Attracting and Keeping Good Folks
A friend of mine requested an essay on my thoughts of attracting and keeping good employees. I’ve had the privilege of working with some of the best and the brightest over the years and seeing how companies hire and keep them. My take is that companies that attract the best do so with a reputation of excellence. As one example, Google has kick-ass technology, so I’m sure most of you want to work there (I know I do : ). On the other hand, there are plenty of companies that have a reputation for buggy, unusable software that turn us off, all without ever hearing about the salary and benefits package.
If you can attract good folks, you’ll also attract lots of mediocre folks and some not-so-good folks. There are all kinds of ways to screen these folks out. My favorite is to ask them “why?” questions. If they can tell me the name of the operator that appears as a colon between the last paren of a C++ constructor signature declaration and the opening curly place, that’s great. But if they can tell me why C++ has it, and why Java and C# doesn’t, they’re hired. Of course, I let the interview candidate pick their own area of expertise and ask them questions about what they know best to see how deeply they’ve gone in their explorations. The ability to figure out the “why” is a necessary skill for folks that you’re going to trust to take vague requirements and come up with Google-like results in an environment where no two consecutive projects use the same set of technologies (or even similar ones, increasingly).

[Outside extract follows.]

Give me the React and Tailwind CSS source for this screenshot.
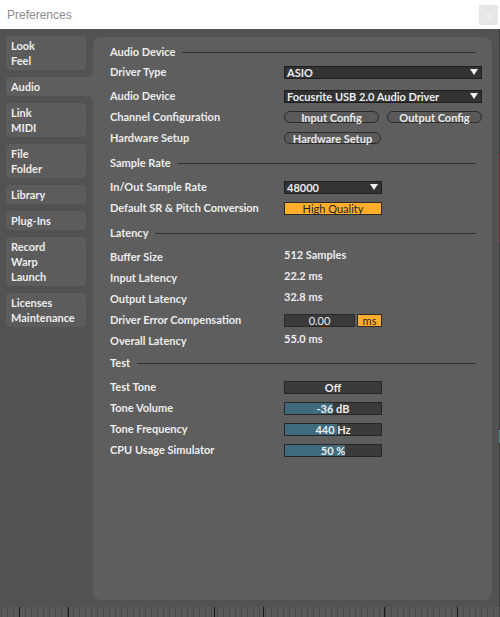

To select for personality, as well as technology, I like to whip behavior interviewing questions on folks. Instead of sketching a situation for an interviewee, e.g. “how would you deal with conflict in the work place?”, behavioral interview questions ask people to remember real situations they’ve been in and how they reacted, e.g. “Imagine a time when you had conflict in the work place. How did you handle it?” Everyone knows the right way to handle conflict in the work place, but far fewer of them have handled it properly when it actually happened. The idea of behavioral interviewing is that past behavior indicates future behavior, so if you don’t like that your candidate punched his last manager in the nose, that’s something to find out up front.
Once a good person has been hired, keeping them is a matter of paying them what they’re worth, letting them do what they’re good at, helping them get better at what they’re not so good at, making sure you don’t waste their time on stuff that doesn’t matter, showing appreciation for a job well done and otherwise staying the hell out of their way.